A first embodiment of the heat pipe circuit board according to the present invention is a heat pipe circuit board comprising: a heat pipe; at least one insulating layer; a circuit pattern provided on a surface of or inside said at least one insulating layer; and electronic components being mounted on said heat pipe on said insulating layer.
A second embodiment of the heat pipe circuit board according to the present invention is a heat pipe circuit board in which said heat pipe is formed by jointing two plate members by friction stir welding, at least one of said two plate members being provided with a recess portion which is a fluid channel of a working fluid.
A third embodiment of the heat pipe circuit board according to the present invention is a heat pipe circuit board in which said at least one insulating layer takes the shape of a sheet or a plate.
A fourth embodiment of the heat pipe circuit board according to the present invention is a heat pipe circuit board in which said at least one insulating layer is formed by a coating.

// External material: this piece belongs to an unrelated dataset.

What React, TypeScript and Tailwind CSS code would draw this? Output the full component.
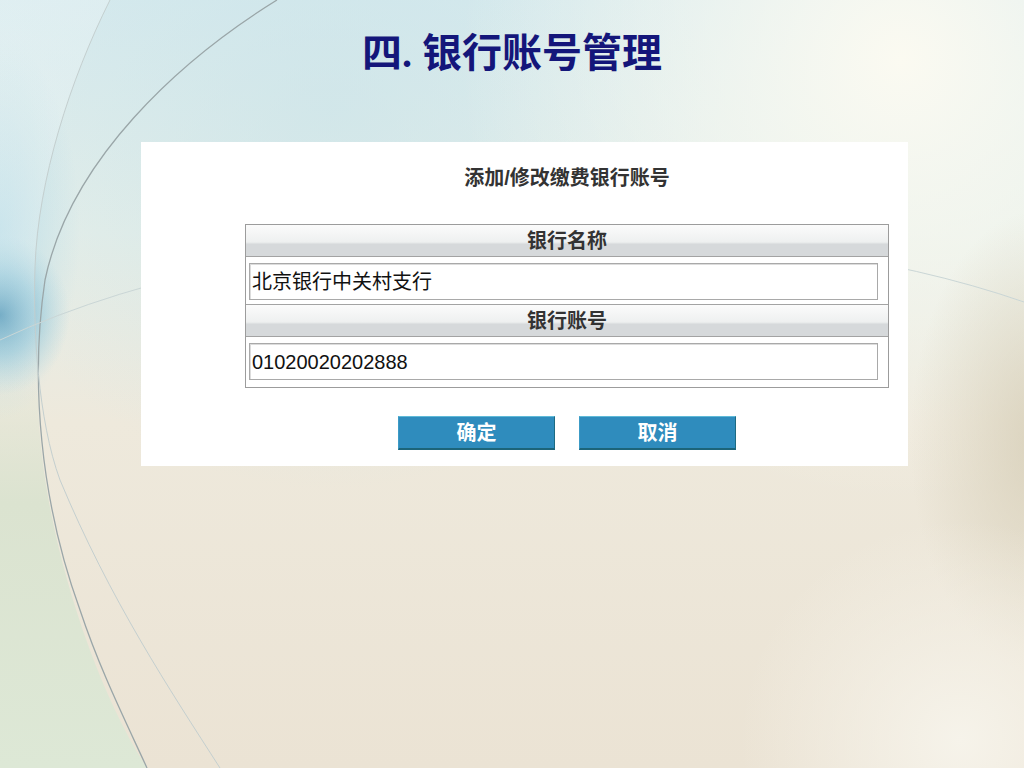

A fifth embodiment of the heat pipe circuit board according to the present invention is a heat pipe circuit board in which said at least one insulating layer is strong enough to support said electronic components by itself.
A sixth embodiment of the heat pipe circuit board according to the present invention is a heat pipe circuit board in which said heat pipe includes a cooling surface, said cooling surface performing the function of a mounting bracket for mounting said peat pipe on another member.
A first embodiment of the heat pipe circuit board manufacturing method according to the present invention is a heat pipe circuit board manufacturing method wherein two plate members are prepared, at least one of the plate members being provided with a recess portion which is a fluid channel of a working fluid, electronic components being mounted on at least one of the plate members via an insulating layer, and then, the plate members being jointed by friction stir welding.
Another embodiment of the heat pipe circuit board according to the present invention is a heat pipe circuit board in which said electronic components are mounted on said two plate members via said at least one insulating member.
Still another embodiment of the heat pipe circuit board according to the present invention is a heat pipe circuit board in which said electronic components are mounted on either of said two plate members via said at least one insulating member.